LinkedIn is a great place to be for people looking for jobs.

You should update your profile, put up a decent profile picture, write keywords from your resume, build connections with recruiters & people from your own field, ask for vacancies, keep a tab on job-related posts & updates and relax your privacy settings so that recruiters can have a look at your profile for the info they are looking for.

4. Understand employer expectations

Despite all the ruckus around the “new normal”, most employers still want the same thing from their employees: maximum productivity.

Most candidates who understand this do not face a difficult time when trying to look for a job. Again, not everyone and everything makes money directly. However, each person on the team can aim to achieve maximum productivity.

If you want to understand employer expectations, make sure you:

Look for KPIs (Key Performance Indicators)
Speak to your manager to understand performance metrics
Evaluate your task sheet against the company KPIs
Record important points during meetings

During interviews, take these points up with your interviewer to understand the company’s expectations form their new recruit.

5. Take help from your network

No one is without a network; even the people who just hopped on to the social media train. That is because even before we join social media There is a good chance people on your network have already faced interviews, the kind of which you are facing now.

The people on your network can train you on the type of interview questions you might face. This is the best way to ensure that you get a heads up on the kinds of questions that will come to you.
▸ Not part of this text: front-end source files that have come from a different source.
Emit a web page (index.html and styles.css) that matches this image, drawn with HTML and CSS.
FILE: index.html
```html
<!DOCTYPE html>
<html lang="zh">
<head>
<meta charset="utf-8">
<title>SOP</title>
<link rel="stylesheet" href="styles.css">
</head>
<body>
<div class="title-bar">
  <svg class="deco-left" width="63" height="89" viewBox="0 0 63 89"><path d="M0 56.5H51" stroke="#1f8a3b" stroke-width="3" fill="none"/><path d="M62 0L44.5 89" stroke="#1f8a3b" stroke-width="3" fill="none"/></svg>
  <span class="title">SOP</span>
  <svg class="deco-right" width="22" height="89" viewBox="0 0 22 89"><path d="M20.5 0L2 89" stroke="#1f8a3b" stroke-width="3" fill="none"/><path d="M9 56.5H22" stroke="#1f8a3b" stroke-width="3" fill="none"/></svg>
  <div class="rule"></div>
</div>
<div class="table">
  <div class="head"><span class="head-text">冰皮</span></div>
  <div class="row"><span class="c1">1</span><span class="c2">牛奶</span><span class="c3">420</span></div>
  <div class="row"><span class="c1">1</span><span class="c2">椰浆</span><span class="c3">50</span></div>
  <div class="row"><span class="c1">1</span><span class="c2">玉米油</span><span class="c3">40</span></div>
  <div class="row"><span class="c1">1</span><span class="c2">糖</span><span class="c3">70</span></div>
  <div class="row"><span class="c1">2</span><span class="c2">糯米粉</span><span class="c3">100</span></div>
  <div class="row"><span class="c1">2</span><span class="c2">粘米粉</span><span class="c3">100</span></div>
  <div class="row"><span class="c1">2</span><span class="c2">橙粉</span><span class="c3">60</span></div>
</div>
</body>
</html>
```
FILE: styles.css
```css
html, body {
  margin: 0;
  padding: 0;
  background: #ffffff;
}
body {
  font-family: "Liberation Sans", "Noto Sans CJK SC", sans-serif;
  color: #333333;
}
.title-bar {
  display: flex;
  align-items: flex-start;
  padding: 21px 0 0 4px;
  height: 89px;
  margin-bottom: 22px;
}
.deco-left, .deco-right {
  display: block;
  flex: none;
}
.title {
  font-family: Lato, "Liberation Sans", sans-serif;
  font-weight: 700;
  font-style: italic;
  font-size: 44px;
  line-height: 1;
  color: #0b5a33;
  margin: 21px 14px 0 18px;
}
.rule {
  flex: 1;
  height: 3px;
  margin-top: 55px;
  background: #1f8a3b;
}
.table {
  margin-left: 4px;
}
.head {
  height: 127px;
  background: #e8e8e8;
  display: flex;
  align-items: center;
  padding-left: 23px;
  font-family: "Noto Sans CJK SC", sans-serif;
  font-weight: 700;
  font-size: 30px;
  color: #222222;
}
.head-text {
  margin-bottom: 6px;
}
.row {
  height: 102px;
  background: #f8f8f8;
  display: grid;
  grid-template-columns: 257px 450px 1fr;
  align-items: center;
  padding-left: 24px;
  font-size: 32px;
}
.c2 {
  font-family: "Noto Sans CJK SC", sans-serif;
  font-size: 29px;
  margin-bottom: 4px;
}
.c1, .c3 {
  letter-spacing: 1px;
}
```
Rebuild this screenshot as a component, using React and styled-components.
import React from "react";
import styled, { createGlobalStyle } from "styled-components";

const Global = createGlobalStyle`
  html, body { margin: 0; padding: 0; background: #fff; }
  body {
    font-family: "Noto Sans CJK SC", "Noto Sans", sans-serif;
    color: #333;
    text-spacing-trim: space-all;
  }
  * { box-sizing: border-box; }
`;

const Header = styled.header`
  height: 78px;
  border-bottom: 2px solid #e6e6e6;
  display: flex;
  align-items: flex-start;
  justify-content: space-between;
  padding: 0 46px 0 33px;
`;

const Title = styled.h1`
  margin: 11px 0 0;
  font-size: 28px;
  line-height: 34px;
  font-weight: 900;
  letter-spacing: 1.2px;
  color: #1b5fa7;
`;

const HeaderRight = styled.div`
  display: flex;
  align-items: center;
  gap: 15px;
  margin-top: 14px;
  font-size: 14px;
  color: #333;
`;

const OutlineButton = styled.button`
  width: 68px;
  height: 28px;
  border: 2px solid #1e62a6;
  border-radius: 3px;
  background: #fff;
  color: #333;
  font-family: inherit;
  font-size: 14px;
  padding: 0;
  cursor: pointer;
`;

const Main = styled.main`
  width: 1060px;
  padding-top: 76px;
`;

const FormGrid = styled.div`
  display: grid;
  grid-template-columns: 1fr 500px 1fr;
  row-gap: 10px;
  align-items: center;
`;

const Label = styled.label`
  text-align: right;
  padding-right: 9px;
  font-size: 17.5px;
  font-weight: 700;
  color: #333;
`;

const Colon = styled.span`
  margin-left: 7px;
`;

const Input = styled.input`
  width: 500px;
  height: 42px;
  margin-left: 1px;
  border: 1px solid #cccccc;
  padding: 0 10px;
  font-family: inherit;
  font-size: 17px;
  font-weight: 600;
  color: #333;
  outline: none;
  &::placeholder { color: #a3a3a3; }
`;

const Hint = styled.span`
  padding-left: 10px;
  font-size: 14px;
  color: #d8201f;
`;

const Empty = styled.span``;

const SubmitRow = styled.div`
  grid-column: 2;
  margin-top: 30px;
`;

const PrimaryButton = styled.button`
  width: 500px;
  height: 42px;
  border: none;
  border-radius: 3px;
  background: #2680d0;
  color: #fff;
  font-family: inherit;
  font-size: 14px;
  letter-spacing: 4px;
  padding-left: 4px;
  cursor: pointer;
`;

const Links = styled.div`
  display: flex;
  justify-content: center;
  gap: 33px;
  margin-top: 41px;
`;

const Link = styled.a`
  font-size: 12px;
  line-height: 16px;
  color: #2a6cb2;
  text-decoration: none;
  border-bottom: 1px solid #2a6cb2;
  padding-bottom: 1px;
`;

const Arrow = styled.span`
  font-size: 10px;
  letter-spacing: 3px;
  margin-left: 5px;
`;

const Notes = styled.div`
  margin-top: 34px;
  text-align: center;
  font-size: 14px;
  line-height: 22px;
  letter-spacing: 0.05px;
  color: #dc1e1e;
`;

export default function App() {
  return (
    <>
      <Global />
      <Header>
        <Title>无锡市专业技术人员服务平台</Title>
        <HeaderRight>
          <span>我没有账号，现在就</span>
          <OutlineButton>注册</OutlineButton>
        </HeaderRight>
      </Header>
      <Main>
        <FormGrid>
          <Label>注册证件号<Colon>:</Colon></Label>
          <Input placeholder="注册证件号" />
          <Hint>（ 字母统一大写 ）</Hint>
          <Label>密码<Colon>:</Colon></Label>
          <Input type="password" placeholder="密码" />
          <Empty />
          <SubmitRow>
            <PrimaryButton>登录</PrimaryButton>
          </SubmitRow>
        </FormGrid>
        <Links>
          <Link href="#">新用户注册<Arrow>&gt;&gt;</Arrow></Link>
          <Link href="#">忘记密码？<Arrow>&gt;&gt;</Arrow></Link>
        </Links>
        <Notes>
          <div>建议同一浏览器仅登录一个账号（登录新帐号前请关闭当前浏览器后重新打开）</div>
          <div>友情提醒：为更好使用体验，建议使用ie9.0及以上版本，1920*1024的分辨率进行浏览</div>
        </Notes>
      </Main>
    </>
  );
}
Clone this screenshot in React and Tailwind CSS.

It always helps when you are asking pointed questions to people who’ve been in your position before. Ask them about real trends in the market. Talk to them about the major interview fears you have and how to overcome them.

6. Appear Relaxed

Fidgety connection, an unstable webcam, or people in the background – there can be a lot of reasons for you to stress out even as the interview is going on.

But none of these reasons deserve to derail that interview and make employers feel you are ill-prepared. You have to make sure that you appear relaxed in these interviews. How you want to do that is totally up to you.

The first way to make sure you look calm and relaxed during these interviews is to test your tech. Once you are confident of the kind of technology you are using during the call, you should put it to test.

There could still be a few off-putting surprises during the interview. Be honest enough to admit what issues you are facing and the interviewers will definitely understand.

7. Sound drop-dead positive

The reason so many people get rejected during interviews is not because of the answers they give. It is often because they sound negative or present negative propositions.

To counter this, most studies suggest that you should sound positive during interviews. Be positive even if you do not have an answer to a question that is important or significant. This is one of the surest ways of bridging the distance between yourself and unemployment.

8. Stay succinct

A lot of people do not know when to stop answering a question. Remember, the interviewer is always on the lookout for rejecting candidates who do not speak and along with those who speak a lot.

If you need to speak a lot to answer a question, you are probably going wrong with the answer anyway. To stay succinct:

Quickly jot down the talking points
Answer only as much as you know
Do not answer questions that have not been asked yet
Speak less if you know less.

9. Establish trust

Creating a warm feeling in the interview goes a long way in helping you win the trust of the interviewers. This is also one of the easiest ways to make the interview longer than scheduled. Always start with a smile, end with a smile, and for as long as possible, keep smiling.

Never reveal sensitive information about your present employer to the interviewer. This will show that you are not someone that can be trusted.